Ale do jasnej cholery to, co się odwala na tej drodze z wyprzedzaniem, to jest jakieś pieprzone ZOO. Ok, jazda za dziadem strasznie mnie usypia i staram się go wyprzedzić, no ale to muszę być na 150% pewny, że mi nic nie wyleci ani tym bardziej, że nie spowoduję jakiegokolwiek poczucia zagrożenia u kierowcy z naprzeciwka. Nie ma takiej możliwości, to nie jadę, bo jeszcze mi życie miłe, żeby się nie zespawać z bogu ducha winnym kierownikiem z drugiej strony.
I jeszcze byłbym skłonny zrozumieć w jakiś sposób, że taki posiedzi na dupie i wyprzedzi, bo np. przede mną i tym dziadem jest długa prosta po horyzont, więc może sobie lecieć komfortowe np. 110-120 po pustej drodze.
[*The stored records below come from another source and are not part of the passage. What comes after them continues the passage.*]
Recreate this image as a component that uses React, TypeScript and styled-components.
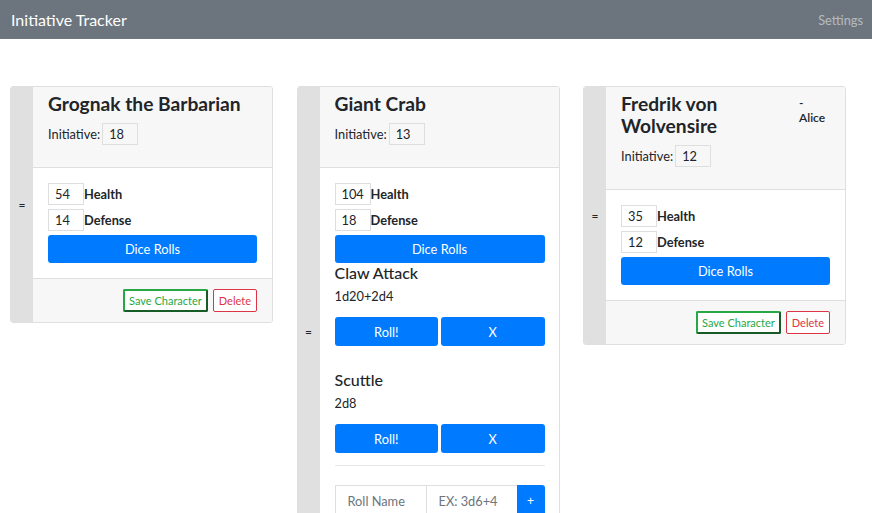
import React from 'react';
import styled, { createGlobalStyle } from 'styled-components';

const GlobalStyle = createGlobalStyle`
  html, body {
    margin: 0;
    padding: 0;
    overflow: hidden;
    background: #fff;
    font-family: Lato, "Liberation Sans", sans-serif;
    color: #212529;
  }
  * { box-sizing: border-box; }
`;

const Navbar = styled.nav`
  display: flex;
  align-items: center;
  justify-content: space-between;
  height: 39px;
  padding: 0 9px 0 11px;
  background: #6c757d;
`;

const Brand = styled.span`
  color: #fff;
  font-size: 16px;
`;

const NavLink = styled.span`
  color: rgba(255, 255, 255, 0.5);
  font-size: 12.8px;
`;

const Board = styled.main`
  display: flex;
  align-items: flex-start;
  gap: 23.5px;
  padding: 47px 10px;
`;

const Card = styled.div`
  display: flex;
  width: 263px;
  border: 1px solid #dfdfdf;
  border-radius: 3px;
  overflow: hidden;
`;

const Handle = styled.div`
  display: flex;
  align-items: center;
  justify-content: center;
  width: 22px;
  flex-shrink: 0;
  background: #e0e0e0;
  font-size: 12px;
`;

const Content = styled.div`
  flex: 1;
  display: flex;
  flex-direction: column;
`;

const Header = styled.div`
  padding: 6px 15px 22px;
  background: #f7f7f7;
  border-bottom: 1px solid #dfdfdf;
`;

const TitleRow = styled.div`
  display: flex;
  align-items: flex-start;
`;

const Title = styled.h4`
  flex: 1;
  margin: 0 0 8px;
  font-size: 19.2px;
  line-height: 22px;
  font-weight: 700;
`;

const Owner = styled.div`
  width: 31px;
  flex-shrink: 0;
  margin-top: 2px;
  font-size: 12px;
  line-height: 15px;
  font-weight: 600;
`;

const FieldRow = styled.div<{ $gap?: number }>`
  display: flex;
  align-items: center;
  gap: ${(p) => p.$gap ?? 0}px;
  font-size: 12.8px;
`;

const SmallInput = styled.input<{ $muted?: boolean }>`
  width: 36px;
  height: 22px;
  padding: 0 6px;
  border: 1px solid #dedede;
  background: ${(p) => (p.$muted ? '#f7f7f7' : '#fff')};
  font-family: inherit;
  font-size: 12.8px;
  color: #212529;
`;

const StatLabel = styled.span`
  font-weight: 700;
`;

const Body = styled.div`
  display: flex;
  flex-direction: column;
  gap: 4px;
  padding: 15px;
`;

const BlueButton = styled.button<{ $h?: number }>`
  height: ${(p) => p.$h ?? 28}px;
  width: 100%;
  border: none;
  border-radius: 3px;
  background: #007bff;
  color: #fff;
  font-family: inherit;
  font-size: 12.8px;
`;

const RollList = styled.div`
  display: flex;
  flex-direction: column;
  gap: 24px;
  margin-top: -4px;
`;

const RollItem = styled.div`
  display: flex;
  flex-direction: column;
`;

const RollName = styled.h5`
  margin: 0 0 5px;
  font-size: 16px;
  line-height: 20px;
  font-weight: 500;
`;

const RollDice = styled.div`
  margin-bottom: 13px;
  font-size: 12.8px;
  line-height: 16px;
`;

const ButtonPair = styled.div`
  display: grid;
  grid-template-columns: 1fr 1fr;
  gap: 3px;
`;

const Divider = styled.hr`
  margin: 8px 0 15px;
  border: none;
  border-top: 1px solid #e8e8e8;
`;

const InputGroup = styled.div`
  display: flex;
  height: 31px;
`;

const GroupInput = styled.input`
  width: 92px;
  height: 100%;
  padding: 0 12px;
  border: 1px solid #dedede;
  margin-right: -1px;
  font-family: inherit;
  font-size: 12.8px;
  &::placeholder { color: #6c757d; }
`;

const AddButton = styled.button`
  width: 28px;
  height: 100%;
  border: none;
  border-radius: 0 3px 3px 0;
  background: #007bff;
  color: #fff;
  font-size: 12px;
`;

const Footer = styled.div`
  display: flex;
  justify-content: flex-end;
  gap: 5px;
  padding: 10px 15px;
  background: #f7f7f7;
  border-top: 1px solid #dfdfdf;
`;

const OutlineButton = styled.button<{ $tone: 'success' | 'danger' }>`
  height: 23px;
  padding: 0 ${(p) => (p.$tone === 'success' ? 4 : 5)}px;
  border-radius: 2px;
  background: #fff;
  font-family: inherit;
  font-size: 11px;
  color: ${(p) => (p.$tone === 'success' ? '#28a745' : '#dc3545')};
  border: ${(p) => (p.$tone === 'success' ? '2px' : '1px')} solid;
  border-color: ${(p) =>
    p.$tone === 'success' ? '#28a745 #175c27 #175c27 #28a745' : '#dc3545'};
`;

interface Roll {
  name: string;
  dice: string;
}

interface Character {
  name: string;
  owner?: string;
  initiative: number;
  health: number;
  defense: number;
  rolls?: Roll[];
}

const characters: Character[] = [
  { name: 'Grognak the Barbarian', initiative: 18, health: 54, defense: 14 },
  {
    name: 'Giant Crab',
    initiative: 13,
    health: 104,
    defense: 18,
    rolls: [
      { name: 'Claw Attack', dice: '1d20+2d4' },
      { name: 'Scuttle', dice: '2d8' },
    ],
  },
  { name: 'Fredrik von Wolvensire', owner: '- Alice', initiative: 12, health: 35, defense: 12 },
];

const CharacterCard = ({ c }: { c: Character }) => (
  <Card>
    <Handle>=</Handle>
    <Content>
      <Header>
        <TitleRow>
          <Title>{c.name}</Title>
          {c.owner && <Owner>{c.owner}</Owner>}
        </TitleRow>
        <FieldRow $gap={2}>
          <span>Initiative:</span>
          <SmallInput $muted defaultValue={c.initiative} />
        </FieldRow>
      </Header>
      <Body>
        <FieldRow>
          <SmallInput defaultValue={c.health} />
          <StatLabel>Health</StatLabel>
        </FieldRow>
        <FieldRow>
          <SmallInput defaultValue={c.defense} />
          <StatLabel>Defense</StatLabel>
        </FieldRow>
        <BlueButton>Dice Rolls</BlueButton>
        {c.rolls && (
          <>
            <RollList>
              {c.rolls.map((r) => (
                <RollItem key={r.name}>
                  <RollName>{r.name}</RollName>
                  <RollDice>{r.dice}</RollDice>
                  <ButtonPair>
                    <BlueButton $h={29}>Roll!</BlueButton>
                    <BlueButton $h={29}>X</BlueButton>
                  </ButtonPair>
                </RollItem>
              ))}
            </RollList>
            <Divider />
            <InputGroup>
              <GroupInput placeholder="Roll Name" />
              <GroupInput placeholder="EX: 3d6+4" />
              <AddButton>+</AddButton>
            </InputGroup>
          </>
        )}
      </Body>
      <Footer>
        <OutlineButton $tone="success">Save Character</OutlineButton>
        <OutlineButton $tone="danger">Delete</OutlineButton>
      </Footer>
    </Content>
  </Card>
);

export default function App() {
  return (
    <>
      <GlobalStyle />
      <Navbar>
        <Brand>Initiative Tracker</Brand>
        <NavLink>Settings</NavLink>
      </Navbar>
      <Board>
        {characters.map((c) => (
          <CharacterCard key={c.name} c={c} />
        ))}
      </Board>
    </>
  );
}
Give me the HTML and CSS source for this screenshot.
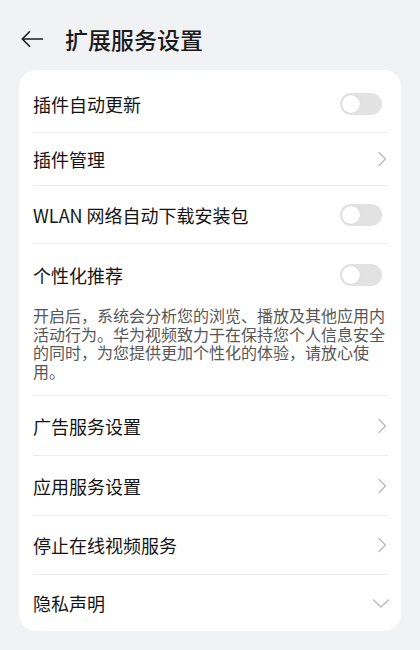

Ale nie w sytuacji, gdy to wyprzedzanie dało mu dosłownie całe gówno, a wygenerował przy tym 5 niebezpiecznych i turboniebezpiecznych sytuacji...

I to wcale nie było "#!$%@?", bo cała gromadka jechała bodajże 60-70, gdzie typ w porywach skakał po 85-90, żeby dojechać do następnego auta.

I to takich trzeba karać jako potencjalnych morderców, a nie ludzi, którzy sobie jadą kulturalnie nikomu nie wadząc...
Eh zagotowałem się, ale takiego stężenia kretynizmu to dawno nie widziałem, a to nawet nie było to słynne "Zapirdolanie!!1111"...
#motoryzacja #drogi
Pobierz tellet - Chyba muszę zweryfikować poglądy o polskich kierowcach, albo chociaż o "tych...
źródło: comment_16350877479THiH35Rgacdm9McHi8REB.jpg
  • 4
@ztck: No paradoksalnie poza tym odcinkiem, to kulturalnie się jechało- nie było dużego ruchu, przy wolniejszych uczestnikach było sporo miejsca na wyprzedzanie itd. Dojechałem do tej obesranej drogi i jakbym wyjechał do jakiegoś dzikiego kraju.